Within an enterprise there may be many iterations of an application running, but each iteration may have unique value. Consider a chip-design environment where multiple next-gen processors are under development. The soon-to-be-released processor has more enterprise value than a design to be completed in three years. Micro-virtualization easily accommodates resource steering to the high value work, even to the extent that work can be flagged as having exclusive access to system resources — think of a chip tape-out that needs last minute fixes, or rendering where a movie is about to be released and maximum performance is required.

The eXludus solution also promises to open up HPC to virtualization. Legacy server virtualization has not been very successful in these situations as the heavyweight hypervisor approach has high overhead costs. Micro-virtualization is truly lightweight, in the range of 1 to 2 percent overhead, whereas full server virtualization may entail an 18 to 20 penalty in these scenarios. And where full virtualization complexity is administratively cumbersome, micro-virtualization is simple and literally can be deployed within hours.  
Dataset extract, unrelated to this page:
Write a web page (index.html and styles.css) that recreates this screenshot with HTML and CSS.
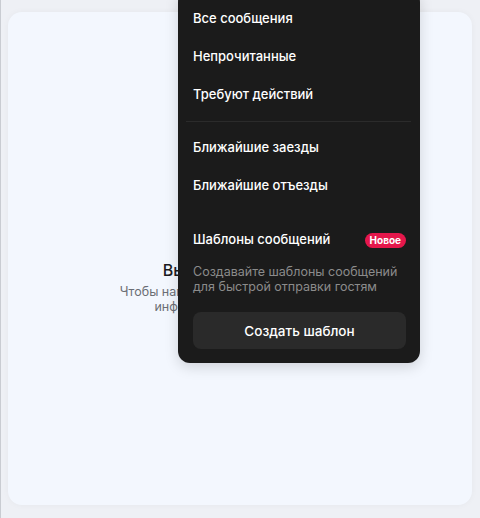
FILE: index.html
```html
<!DOCTYPE html>
<html lang="ru">
<head>
    <meta charset="UTF-8">
    <meta name="viewport" content="width=device-width, initial-scale=1.0">
    <title>Сообщения</title>
    <link rel="stylesheet" href="styles.css">
</head>
<body>
    <div class="page">
        <div class="card">
            <div class="empty">
                <h2 class="empty-title">Выберите разговор</h2>
                <p class="empty-text">Чтобы написать гостю или посмотреть<br>информацию о проживании</p>
            </div>
        </div>

        <!-- Выпадающее меню фильтров -->
        <div class="menu">
            <div class="menu-item">Все сообщения</div>
            <div class="menu-item">Непрочитанные</div>
            <div class="menu-item">Требуют действий</div>
            <div class="menu-sep"></div>
            <div class="menu-item">Ближайшие заезды</div>
            <div class="menu-item">Ближайшие отъезды</div>

            <div class="templates">
                <div class="templates-head">
                    <span>Шаблоны сообщений</span>
                    <span class="badge">Новое</span>
                </div>
                <p class="templates-text">Создавайте шаблоны сообщений<br>для быстрой отправки гостям</p>
                <button class="templates-btn">Создать шаблон</button>
            </div>
        </div>
    </div>
</body>
</html>
```

FILE: styles.css
```css
* {
    box-sizing: border-box;
}

html, body {
    height: 100%;
}

body {
    margin: 0;
    font-family: Inter, "Noto Sans", Arial, sans-serif;
    background: #eef0f5;
    border-left: 1px solid #c9ccd2;
}

.page {
    position: relative;
    height: 100%;
    padding: 12px 8px 13px 7px;
}

.card {
    height: 100%;
    background: #f3f7fe;
    border-radius: 14px;
    box-shadow: 0 0 6px rgba(0, 0, 0, 0.04);
    padding-top: 248px;
}

.empty {
    text-align: center;
}

.empty-title {
    margin: 0 0 4px;
    font-size: 16px;
    font-weight: 500;
    color: #1b1b1f;
    line-height: 20px;
}

.empty-text {
    margin: 0;
    font-size: 12.5px;
    line-height: 15px;
    color: #6b6e75;
}

/* Меню */
.menu {
    position: absolute;
    left: 177px;
    top: -10px;
    width: 242px;
    padding: 9px 14px 14px 15px;
    background: #1b1b1b;
    border-radius: 12px;
    color: #fff;
    box-shadow: 0 4px 14px rgba(0, 0, 0, 0.15);
}

.menu-item {
    height: 38px;
    line-height: 38px;
    font-size: 13px;
    font-weight: 500;
}

.menu-sep {
    height: 1px;
    background: #2b2b2b;
    margin: 8px -5px 6px -7px;
}

.templates {
    margin-top: 26px;
}

.templates-head {
    display: flex;
    justify-content: space-between;
    align-items: center;
    height: 18px;
    font-size: 13px;
    font-weight: 500;
}

.badge {
    background: #e5174b;
    color: #fff;
    font-size: 10px;
    font-weight: 700;
    line-height: 15px;
    height: 15px;
    padding: 0 5px;
    border-radius: 8px;
    margin-top: 2px;
}

.templates-text {
    margin: 16px 0 0;
    font-size: 12.5px;
    line-height: 15px;
    color: #8b8b8b;
}

.templates-btn {
    display: block;
    width: 100%;
    height: 37px;
    margin-top: 18px;
    border: none;
    border-radius: 8px;
    background: #2a2a2a;
    color: #fff;
    font-family: inherit;
    font-size: 13.5px;
    font-weight: 500;
}
```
A current limitation of eXludus micro-virtualization is that all work must be run within a single OS environment, in this case Linux. And the solution does not yield an easily predictable or consistent performance gain. Throughput increases are a function of the workload, which users may find difficult to comprehend.

In aggregate though, micro-virtualization as a means to effectively segment multicore systems and extract maximum efficiencies appears to be an idea whose time has come. Service efficiency is improved and resources are more accurately steered to the highest value tasks in support of business objectives.

—–

Wolfgang Gentzsch is an independent HPC consultant for cluster, grid, and cloud computing, technologies and a member of the Board of Directors for eXludus Technologies.